■ TASK GOAL: Would you print the records below from the first line through the line containing "const Dot = ()", skipping the pictures?
■ ■ ■ ■
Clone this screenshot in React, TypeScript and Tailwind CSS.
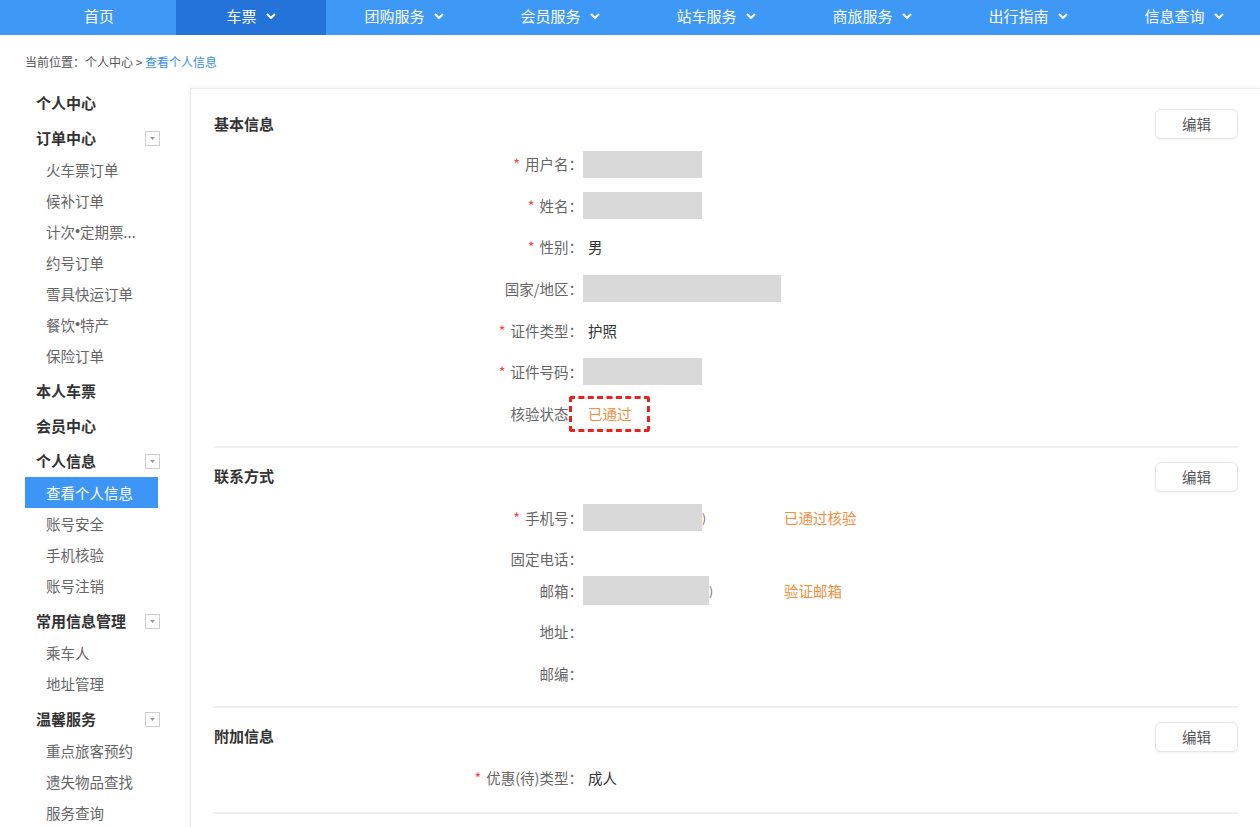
import type { ReactNode } from "react";

const NAV = [
  { name: "首页", w: "w-[154px]", chevron: false, active: false },
  { name: "车票", w: "w-[150px]", chevron: true, active: true },
  { name: "团购服务", w: "w-[156px]", chevron: true, active: false },
  { name: "会员服务", w: "w-[156px]", chevron: true, active: false },
  { name: "站车服务", w: "w-[156px]", chevron: true, active: false },
  { name: "商旅服务", w: "w-[156px]", chevron: true, active: false },
  { name: "出行指南", w: "w-[156px]", chevron: true, active: false },
  { name: "信息查询", w: "w-[156px]", chevron: true, active: false },
];

type SideItem = {
  name: ReactNode;
  key: string;
  header?: boolean;
  toggle?: boolean;
  active?: boolean;
  last?: boolean;
};

const Dot = () => <span className="font-['Liberation_Sans',sans-serif]">•</span>;

const SIDE: SideItem[] = [
  { key: "a", name: "个人中心", header: true },
  { key: "b", name: "订单中心", header: true, toggle: true },
  { key: "c", name: "火车票订单" },
  { key: "d", name: "候补订单" },
  { key: "e", name: <>计次<Dot />定期票...</> },
  { key: "f", name: "约号订单" },
  { key: "g", name: "雪具快运订单" },
  { key: "h", name: <>餐饮<Dot />特产</> },
  { key: "i", name: "保险订单", last: true },
  { key: "j", name: "本人车票", header: true },
  { key: "k", name: "会员中心", header: true },
  { key: "l", name: "个人信息", header: true, toggle: true },
  { key: "m", name: "查看个人信息", active: true },
  { key: "n", name: "账号安全" },
  { key: "o", name: "手机核验" },
  { key: "p", name: "账号注销", last: true },
  { key: "q", name: "常用信息管理", header: true, toggle: true },
  { key: "r", name: "乘车人" },
  { key: "s", name: "地址管理", last: true },
  { key: "t", name: "温馨服务", header: true, toggle: true },
  { key: "u", name: "重点旅客预约" },
  { key: "v", name: "遗失物品查找" },
  { key: "w", name: "服务查询" },
];

function Chevron() {
  return (
    <svg width="10" height="7" viewBox="0 0 10 7" fill="none">
      <path d="M1.5 1.5 L5 5 L8.5 1.5" stroke="white" strokeWidth="2" strokeLinecap="round" strokeLinejoin="round" />
    </svg>
  );
}

function ToggleBox() {
  return (
    <div className="w-[15px] h-[15px] border border-[#cfcfcf] flex items-center justify-center">
      <svg width="7" height="5" viewBox="0 0 7 5">
        <path d="M1 1 L6 1 L3.5 4 Z" fill="#999" />
      </svg>
    </div>
  );
}

function Row({
  label,
  required,
  hideColon,
  className = "",
  children,
}: {
  label: string;
  required?: boolean;
  hideColon?: boolean;
  className?: string;
  children?: ReactNode;
}) {
  return (
    <div className={`flex items-center h-[28px] ${className}`}>
      <div className="w-[369px] text-right text-[14.5px] text-[#666] whitespace-nowrap">
        {required && <span className="text-[#f04a4a] mr-[5px]">*</span>}
        {label}
        <span className={hideColon ? "invisible" : ""}>：</span>
      </div>
      <div className="flex items-center text-[14.5px] text-[#333]">{children}</div>
    </div>
  );
}

function Mask({ w }: { w: string }) {
  return <div className={`${w} h-[27px] bg-[#d9d9d9]`} />;
}

function SectionHead({ title }: { title: string }) {
  return (
    <div className="flex items-center justify-between h-[30px]">
      <span className="text-[15px] font-bold text-[#333]">{title}</span>
      <button className="w-[83px] h-[30px] rounded-[6px] border border-[#e6e6e6] bg-white shadow-[0_1px_3px_rgba(0,0,0,0.06)] text-[14.5px] text-[#555]">
        编辑
      </button>
    </div>
  );
}

function Divider() {
  return <div className="h-[2px] bg-[#f0f0f0]" />;
}

export default function App() {
  return (
    <div className="w-[1260px] h-[827px] overflow-hidden bg-white font-['Noto_Sans_CJK_SC','Noto_Sans',sans-serif]">
      {/* top nav */}
      <div className="h-[35px] bg-[#3d98f6] flex pl-[22px] overflow-hidden">
        {NAV.map((n) => (
          <div
            key={n.name}
            className={`${n.w} shrink-0 h-full pb-[3px] flex items-center justify-center gap-[9px] text-[15px] text-white ${n.active ? "bg-[#2473d8]" : ""}`}
          >
            <span>{n.name}</span>
            {n.chevron && <Chevron />}
          </div>
        ))}
      </div>

      {/* breadcrumb */}
      <div className="h-[49px] pt-[20px] pl-[25px] text-[12px] leading-[14px] text-[#555]">
        当前位置：个人中心 &gt; <span className="text-[#3a8ee6]">查看个人信息</span>
      </div>

      <div className="flex">
        {/* sidebar */}
        <div className="w-[135px] ml-[25px] shrink-0">
          {SIDE.map((s) =>
            s.header ? (
              <div key={s.key} className="h-[35px] pt-[3.5px] flex items-center justify-between pl-[11px]">
                <span className="text-[15px] font-bold text-[#333]">{s.name}</span>
                {s.toggle && <ToggleBox />}
              </div>
            ) : (
              <div
                key={s.key}
                className={`h-[31px] flex items-center pl-[21px] text-[14.5px] ${s.last ? "mb-[1px]" : ""} ${s.active ? "bg-[#3d96f5] text-white w-[133px]" : "text-[#666]"}`}
              >
                {s.name}
              </div>
            )
          )}
        </div>

        {/* main panel */}
        <div className="flex-1 ml-[30px] mt-[4px] border-l border-t border-[#ececec] shadow-[0_0_6px_rgba(0,0,0,0.06)] pl-[23px] pr-[22px] min-h-[760px]">
          {/* 基本信息 */}
          <div className="pt-[20px] pb-[18px]">
            <SectionHead title="基本信息" />
            <div className="mt-[11px] flex flex-col gap-[13.6px]">
              <Row label="用户名" required>
                <Mask w="w-[119px]" />
              </Row>
              <Row label="姓名" required>
                <Mask w="w-[119px]" />
              </Row>
              <Row label="性别" required>
                <span className="pl-[5px]">男</span>
              </Row>
              <Row label="国家/地区">
                <Mask w="w-[198px]" />
              </Row>
              <Row label="证件类型" required>
                <span className="pl-[5px]">护照</span>
              </Row>
              <Row label="证件号码" required>
                <Mask w="w-[119px]" />
              </Row>
              <Row label="核验状态" hideColon>
                <div className="relative">
                  <span className="pl-[5px] text-[#f39040]">已通过</span>
                  <div className="absolute left-[-14px] top-[-7px] w-[81px] h-[36px] border-[3px] border-dashed border-[#e8231f] rounded-[3px]" />
                </div>
              </Row>
            </div>
          </div>
          <Divider />

          {/* 联系方式 */}
          <div className="pt-[14px] pb-[18px]">
            <SectionHead title="联系方式" />
            <Row label="手机号" required className="mt-[12px]">
              <div className="w-[201px] flex items-center">
                <Mask w="w-[119px]" />
                <span className="text-[12px] text-[#666]">)</span>
              </div>
              <span className="text-[#f39040]">已通过核验</span>
            </Row>
            <Row label="固定电话" className="mt-[13px]" />
            <Row label="邮箱" className="mt-[4px]">
              <div className="w-[201px] flex items-center">
                <div className="w-[126px] h-[29px] bg-[#d9d9d9]" />
                <span className="text-[12px] text-[#666]">)</span>
              </div>
              <span className="text-[#f39040]">验证邮箱</span>
            </Row>
            <Row label="地址" className="mt-[13px]" />
            <Row label="邮编" className="mt-[14px]" />
          </div>
          <Divider />

          {/* 附加信息 */}
          <div className="pt-[14px] pb-[20px]">
            <SectionHead title="附加信息" />
            <Row label="优惠(待)类型" required className="mt-[12px]">
              <span className="pl-[5px]">成人</span>
            </Row>
          </div>
          <Divider />
        </div>
      </div>
    </div>
  );
}
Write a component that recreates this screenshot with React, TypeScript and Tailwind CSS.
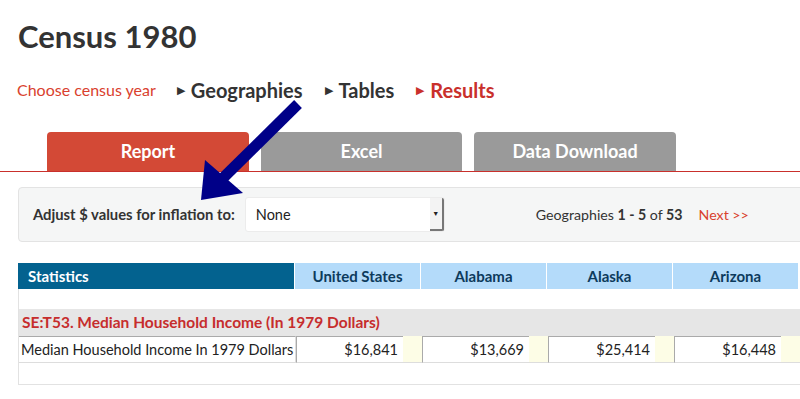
import React from "react";

const geos = [
  { name: "United States", value: "$16,841" },
  { name: "Alabama", value: "$13,669" },
  { name: "Alaska", value: "$25,414" },
  { name: "Arizona", value: "$16,448" },
];

const Triangle = ({ red }: { red?: boolean }) => (
  <span className={`mr-[6px] text-[11px] ${red ? "text-[#c9302c]" : "text-[#333]"}`}>▶</span>
);

export default function App() {
  return (
    <div className="relative w-[800px] h-[399px] overflow-hidden bg-white font-['Lato',sans-serif] text-[#333]">
      <div className="w-[1000px]">
        <h1 className="mt-[16px] pl-[18px] text-[31px] leading-[40px] font-bold text-[#333]">Census 1980</h1>

        {/* breadcrumb steps */}
        <div className="mt-[22px] pl-[17px] h-[24px] flex items-center">
          <a className="text-[16px] text-[#d9412e] mr-[21px]">Choose census year</a>
          <span className="flex items-center mr-[22px]">
            <Triangle />
            <span className="text-[20px] font-bold">Geographies</span>
          </span>
          <span className="flex items-center mr-[22px]">
            <Triangle />
            <span className="text-[20px] font-bold">Tables</span>
          </span>
          <span className="flex items-center">
            <Triangle red />
            <span className="text-[20px] font-bold text-[#c9302c]">Results</span>
          </span>
        </div>

        {/* tabs */}
        <div className="mt-[30px] pl-[47px] flex gap-[12px] border-b border-[#c9302c]">
          <div className="w-[202px] h-[39px] rounded-t-[4px] bg-[#d34936] flex items-center justify-center text-white text-[18px] font-bold">
            Report
          </div>
          <div className="w-[201px] h-[39px] rounded-t-[4px] bg-[#9a9a9a] flex items-center justify-center text-white text-[18px] font-bold">
            Excel
          </div>
          <div className="w-[202px] h-[39px] rounded-t-[4px] bg-[#9a9a9a] flex items-center justify-center text-white text-[18px] font-bold">
            Data Download
          </div>
        </div>

        {/* options panel */}
        <div className="mt-[15px] ml-[18px] h-[55px] rounded-[4px] border border-[#e3e3e3] bg-[#f5f6f6] flex items-center pl-[14px]">
          <span className="text-[14.8px] font-bold text-[#333]">Adjust $ values for inflation to:</span>
          <div className="ml-[10px] w-[200px] h-[35px] bg-white rounded-[3px] border border-[#ececec] flex items-center">
            <span className="flex-1 pl-[10px] text-[14.5px] text-[#222]">None</span>
            <div className="w-[14px] h-[33px] bg-[#f3f3f3] border-r-2 border-b-2 border-[#777] rounded-r-[2px] flex items-center justify-center text-[7px] text-[#222]">
              ▼
            </div>
          </div>
          <span className="ml-[91px] text-[14.2px] text-[#333]">
            Geographies <b>1 - 5</b> of <b>53</b>
          </span>
          <a className="ml-[16px] text-[14.2px] text-[#d9412e]">Next &gt;&gt;</a>
        </div>

        {/* results table */}
        <div className="mt-[21px] ml-[18px]">
          <div className="flex h-[26px] text-[15px] font-bold">
            <div className="w-[276px] bg-[#03628f] text-white pl-[10px] flex items-center">Statistics</div>
            {geos.map((g) => (
              <div key={g.name} className="ml-px w-[125px] bg-[#b4dbfa] text-[#0d3a5c] flex items-center justify-center">
                {g.name}
              </div>
            ))}
          </div>
          <div className="border-l border-b border-[#e2e2e2]">
            <div className="h-[20px]" />
            <div className="h-[27px] bg-[#e6e6e6] flex items-center pl-[3px] text-[15.5px] font-bold text-[#c62d2d]">
              SE:T53. Median Household Income (In 1979 Dollars)
            </div>
            <div className="flex h-[27px] text-[14.5px] text-[#222]">
              <div className="w-[277px] border-t border-[#aaa] border-b border-b-[#ddd] border-r border-r-[#ddd] pl-[2px] flex items-center">
                Median Household Income In 1979 Dollars
              </div>
              {geos.map((g) => (
                <div key={g.name} className="flex w-[126px]">
                  <div className="w-[107px] border-t border-l border-[#aaa] border-b border-b-[#ddd] flex items-center justify-end pr-[5px]">
                    {g.value}
                  </div>
                  <div className="w-[19px] bg-[#fdfde6] border-b border-[#ddd]" />
                </div>
              ))}
            </div>
            <div className="h-[21px]" />
          </div>
        </div>
      </div>

      {/* annotation arrow */}
      <svg className="absolute left-0 top-0 pointer-events-none" width="800" height="399">
        <line x1="298" y1="104" x2="222" y2="179" stroke="#000088" strokeWidth="11" />
        <polygon points="201,200 205,160 243,193" fill="#000088" />
      </svg>
    </div>
  );
}
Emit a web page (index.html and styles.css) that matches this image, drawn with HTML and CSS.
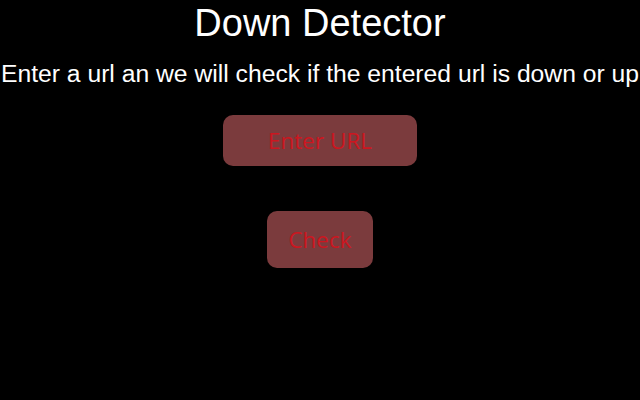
FILE: index.html
```html
<!DOCTYPE html>
<html>
<head>
<meta charset="utf-8">
<link rel="stylesheet" href="styles.css">
</head>
<body>
<main class="page">
  <h1 class="title">Down Detector</h1>
  <p class="subtitle">Enter a url an we will check if the entered url is down or up</p>
  <input class="url-input" type="text" placeholder="Enter URL">
  <button class="check-btn" type="button">Check</button>
</main>
</body>
</html>
```
FILE: styles.css
```css
html, body {
  margin: 0;
  padding: 0;
  background: #000;
  height: 100%;
}
.page {
  display: flex;
  flex-direction: column;
  align-items: center;
  font-family: "Liberation Sans", Arial, sans-serif;
  color: #fff;
  overflow: hidden;
  width: 640px;
}
.title {
  margin: 2px 0 0 0;
  font-size: 38px;
  font-weight: normal;
  line-height: 42px;
  white-space: nowrap;
}
.subtitle {
  margin: 16px 0 0 0;
  font-size: 24.7px;
  line-height: 27px;
  white-space: nowrap;
}
.url-input,
.check-btn {
  box-sizing: border-box;
  background: #7b3b3d;
  border: none;
  border-radius: 10px;
  color: #cc1620;
  font-family: "Open Sans", "Noto Sans", sans-serif;
  font-size: 22.5px;
  text-align: center;
  outline: none;
}
.url-input {
  margin-top: 28px;
  width: 194px;
  height: 51px;
}
.url-input::placeholder {
  color: #cc1620;
  opacity: 1;
}
.check-btn {
  margin-top: 45px;
  width: 106px;
  height: 57px;
  padding: 0;
}
```
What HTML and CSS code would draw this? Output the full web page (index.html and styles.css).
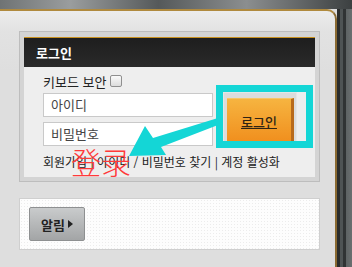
FILE: index.html
```html
<!DOCTYPE html>
<html lang="ko">

<head>
  <meta charset="UTF-8" />
  <meta name="viewport" content="width=device-width, initial-scale=1.0" />
  <title>로그인</title>
  <link rel="stylesheet" href="styles.css">
</head>

<body>
  <div class="top-strip"></div>

  <div class="frame">
    <div class="panel">
      <!-- Login Box -->
      <div class="login-box">
        <div class="login-header">로그인</div>
        <div class="login-body">
          <div class="keyboard">키보드 보안 <span class="check"></span></div>
          <div class="login-row">
            <div class="inputs">
              <div class="field">아이디</div>
              <div class="field">비밀번호</div>
            </div>
            <div class="btn-wrap">
              <div class="login-btn">로그인</div>
            </div>
          </div>
          <div class="links">회원가입 | 아이디 / 비밀번호 찾기 | 계정 활성화</div>
        </div>
      </div>

      <!-- Notice Box -->
      <div class="notice-box">
        <div class="notice-btn">알림 <span class="arrow"></span></div>
      </div>
    </div>
    <div class="side"></div>
  </div>

  <!-- Annotations drawn on top -->
  <div class="mark-box"></div>
  <div class="mark-text">登录</div>
  <svg class="mark-arrow" width="100" height="50" viewBox="0 0 100 50">
    <path d="M98 2 L98 9 L41 31 L46 39 L9 40 L25 10 L33 22 Z" fill="#14d6d6" />
  </svg>
</body>

</html>
```

FILE: styles.css
```css
/* General Styles */
body {
  margin: 0;
  width: 352px;
  height: 267px;
  overflow: hidden;
  position: relative;
  font-family: "Noto Sans CJK KR", "Noto Sans", sans-serif;
  background: #dedede;
}

.top-strip {
  height: 9px;
  background: linear-gradient(90deg, #6f7374, #9a9d9e 20%, #55595a 45%, #8b8e8f 70%, #3c4041 100%);
}

.frame {
  display: flex;
  height: 258px;
}

.panel {
  flex: 1;
  background: linear-gradient(180deg, #ececec, #e2e2e2 20px, #dedede 60px);
  border-top: 2px solid #b08a3e;
  border-right: 2px solid #8a6a32;
  border-top-right-radius: 10px;
  padding: 20px 0 0 19px;
}

.side {
  width: 15px;
  background: linear-gradient(90deg, #2a2c2c 0, #2a2c2c 3px, #4e5354 3px, #4e5354 6px, #303334 6px, #303334 9px, #5d6263 9px, #6a6f70 15px);
}

/* Login Box */
.login-box {
  width: 291px;
  background: #d4d4d4;
  border: 1px solid #bdbdbd;
  padding: 5px 4px 4px 4px;
}

.login-header {
  height: 29px;
  border-top: 1px solid #c8901e;
  background: linear-gradient(180deg, #1e1e1e, #2a2a2a);
  color: #fff;
  font-size: 13px;
  font-weight: bold;
  line-height: 29px;
  padding-left: 12px;
}

.login-body {
  height: 110px;
  background: #eeeeee;
  padding-left: 19px;
  box-sizing: border-box;
  padding-top: 6px;
}

.keyboard {
  display: flex;
  align-items: center;
  gap: 4px;
  height: 16px;
  font-size: 13px;
  color: #222;
}

.check {
  width: 10px;
  height: 10px;
  border: 1px solid #8f8f8f;
  border-radius: 2px;
  background: linear-gradient(180deg, #fafafa, #dcdcdc);
}

.login-row {
  display: flex;
  margin-top: 4px;
  gap: 10px;
}

.inputs {
  display: flex;
  flex-direction: column;
  gap: 5px;
}

.field {
  width: 161px;
  height: 22px;
  border: 1px solid #c9c9c9;
  background: #fff;
  font-size: 13px;
  line-height: 22px;
  color: #444;
  padding-left: 7px;
}

.btn-wrap {
  width: 74px;
  height: 56px;
  margin-top: -1px;
  background: #dcdcdc;
  border: 1px solid #e6e6e6;
  box-sizing: border-box;
  padding: 5px 0 0 3px;
}

.login-btn {
  width: 67px;
  height: 46px;
  background: linear-gradient(180deg, #f6b440, #f08d1c);
  border-top: 1px solid #f7c766;
  border-right: 3px solid #b86a1c;
  box-sizing: border-box;
  font-size: 13px;
  font-weight: 500;
  color: #2e2414;
  text-decoration: underline;
  display: flex;
  align-items: center;
  justify-content: center;
}

.links {
  margin-top: 5px;
  font-size: 12px;
  color: #222;
  white-space: nowrap;
}

/* Notice Box */
.notice-box {
  margin-top: 16px;
  width: 290px;
  height: 42px;
  border: 1px solid #cfcfcf;
  background-color: #fdfdfd;
  background-image: radial-gradient(#ececec 0.6px, transparent 0.8px);
  background-size: 3px 3px;
  padding: 8px 0 0 9px;
}

.notice-btn {
  width: 56px;
  height: 34px;
  box-sizing: border-box;
  border: 1px solid #8e9091;
  border-radius: 2px;
  background: linear-gradient(180deg, #c9cbcc, #a3a5a6);
  display: flex;
  align-items: center;
  justify-content: center;
  gap: 3px;
  font-size: 13px;
  font-weight: bold;
  color: #222;
}

.arrow {
  width: 0;
  height: 0;
  border-top: 4px solid transparent;
  border-bottom: 4px solid transparent;
  border-left: 5px solid #222;
}

/* Annotations */
.mark-box {
  position: absolute;
  left: 216px;
  top: 85px;
  width: 83px;
  height: 49px;
  border: 7px solid #14d6d6;
}

.mark-text {
  position: absolute;
  left: 71px;
  top: 143px;
  font-family: "Noto Sans CJK SC", sans-serif;
  font-weight: 300;
  font-size: 30px;
  line-height: 36px;
  color: #ff3a3a;
}

.mark-arrow {
  position: absolute;
  left: 120px;
  top: 116px;
}
```
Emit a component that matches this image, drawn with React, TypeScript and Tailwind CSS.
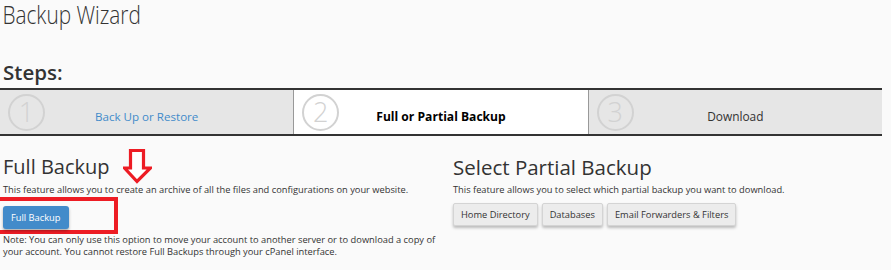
import React from 'react'

const font = { fontFamily: '"Open Sans", "Noto Sans", sans-serif' }

type Step = { n: number; label: string; state: 'done' | 'active' | 'todo' }

const steps: Step[] = [
  { n: 1, label: 'Back Up or Restore', state: 'done' },
  { n: 2, label: 'Full or Partial Backup', state: 'active' },
  { n: 3, label: 'Download', state: 'todo' },
]

function StepCell({ step, last }: { step: Step; last: boolean }) {
  const bg = step.state === 'active' ? 'bg-white' : 'bg-[#e6e6e6]'
  const text =
    step.state === 'done'
      ? 'text-[#428bca] text-[11.6px]'
      : step.state === 'active'
        ? 'text-black font-bold text-[12.1px]'
        : 'text-[#333] text-[11.9px]'
  return (
    <div className={`relative flex-1 h-full flex items-center ${bg} ${last ? '' : 'border-r border-[#999]'}`}>
      {/* circled step number */}
      <div className="ml-[8px] w-[37px] h-[37px] rounded-full border-[2.5px] border-[#d2d2d2] flex items-center justify-center shrink-0">
        <span className="text-[27px] font-light leading-none text-[#d2d2d2] -mt-[2px]">{step.n}</span>
      </div>
      <div className={`flex-1 text-center pt-[10px] pr-[45px] ${text}`}>{step.label}</div>
    </div>
  )
}

const DownArrow = () => (
  <svg width="29" height="35" viewBox="0 0 29 35" className="absolute left-[120px] top-[-6px]" aria-hidden="true">
    <path
      d="M7.5 1.5 H20.5 V19 H27.5 L14 32.5 L1.5 19 H7.5 Z"
      fill="white"
      stroke="#ed1c24"
      strokeWidth="3.2"
      strokeLinejoin="miter"
    />
  </svg>
)

export default function App() {
  return (
    <div className="w-[891px] h-[270px] overflow-hidden bg-[#fafafa] text-[#333]" style={font}>
      <h1 className="pl-[3px] text-[26px] font-light leading-[29px] text-[#333] scale-x-[0.8] origin-left">
        Backup Wizard
      </h1>

      <h2 className="pl-[3px] mt-[31px] text-[20.5px] font-semibold leading-[24px] text-[#333]">Steps:</h2>

      <div className="mt-[4px] w-[882px] h-[48px] flex border-y-2 border-[#333]">
        {steps.map((s, i) => (
          <StepCell key={s.n} step={s} last={i === steps.length - 1} />
        ))}
      </div>

      <div className="flex pl-[3px] mt-[19px]">
        {/* Full backup */}
        <div className="relative w-[450px]">
          <DownArrow />
          <h3 className="text-[20px] leading-[24px] text-[#333]">Full Backup</h3>
          <p className="text-[9.3px] leading-[14px] mt-[4px]">
            This feature allows you to create an archive of all the files and configurations on your website.
          </p>
          <div className="relative mt-[6px] h-[23px]">
            <div className="absolute left-[-8px] top-[-6px] w-[123px] h-[37px] border-4 border-[#ed1c24]" />
            <button className="relative h-[23px] px-[8px] rounded-[3px] bg-[#428bca] text-white text-[9.3px] shadow-[0_2px_3px_rgba(0,0,0,0.3)]">
              Full Backup
            </button>
          </div>
          <p className="w-[436px] text-[9.3px] leading-[12px] mt-[8px]">
            Note: You can only use this option to move your account to another server or to download a copy of your
            account. You cannot restore Full Backups through your cPanel interface.
          </p>
        </div>

        {/* Partial backup */}
        <div className="flex-1">
          <h3 className="text-[20.5px] leading-[24px] text-[#333]">Select Partial Backup</h3>
          <p className="text-[9.3px] leading-[14px] mt-[4px]">
            This feature allows you to select which partial backup you want to download.
          </p>
          <div className="flex gap-[4px] mt-[6px]">
            {['Home Directory', 'Databases', 'Email Forwarders & Filters'].map((b) => (
              <button
                key={b}
                className="h-[23px] px-[7px] rounded-[2px] bg-[#ececec] border border-[#d4d4d4] text-[#333] text-[9.3px] shadow-[0_2px_3px_rgba(0,0,0,0.25)]"
              >
                {b}
              </button>
            ))}
          </div>
        </div>
      </div>
    </div>
  )
}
■ ■ ■ ■
■ SOLUTION:
Clone this screenshot in React, TypeScript and Tailwind CSS.
import type { ReactNode } from "react";

const NAV = [
  { name: "首页", w: "w-[154px]", chevron: false, active: false },
  { name: "车票", w: "w-[150px]", chevron: true, active: true },
  { name: "团购服务", w: "w-[156px]", chevron: true, active: false },
  { name: "会员服务", w: "w-[156px]", chevron: true, active: false },
  { name: "站车服务", w: "w-[156px]", chevron: true, active: false },
  { name: "商旅服务", w: "w-[156px]", chevron: true, active: false },
  { name: "出行指南", w: "w-[156px]", chevron: true, active: false },
  { name: "信息查询", w: "w-[156px]", chevron: true, active: false },
];

type SideItem = {
  name: ReactNode;
  key: string;
  header?: boolean;
  toggle?: boolean;
  active?: boolean;
  last?: boolean;
};

const Dot = () => <span className="font-['Liberation_Sans',sans-serif]">•</span>;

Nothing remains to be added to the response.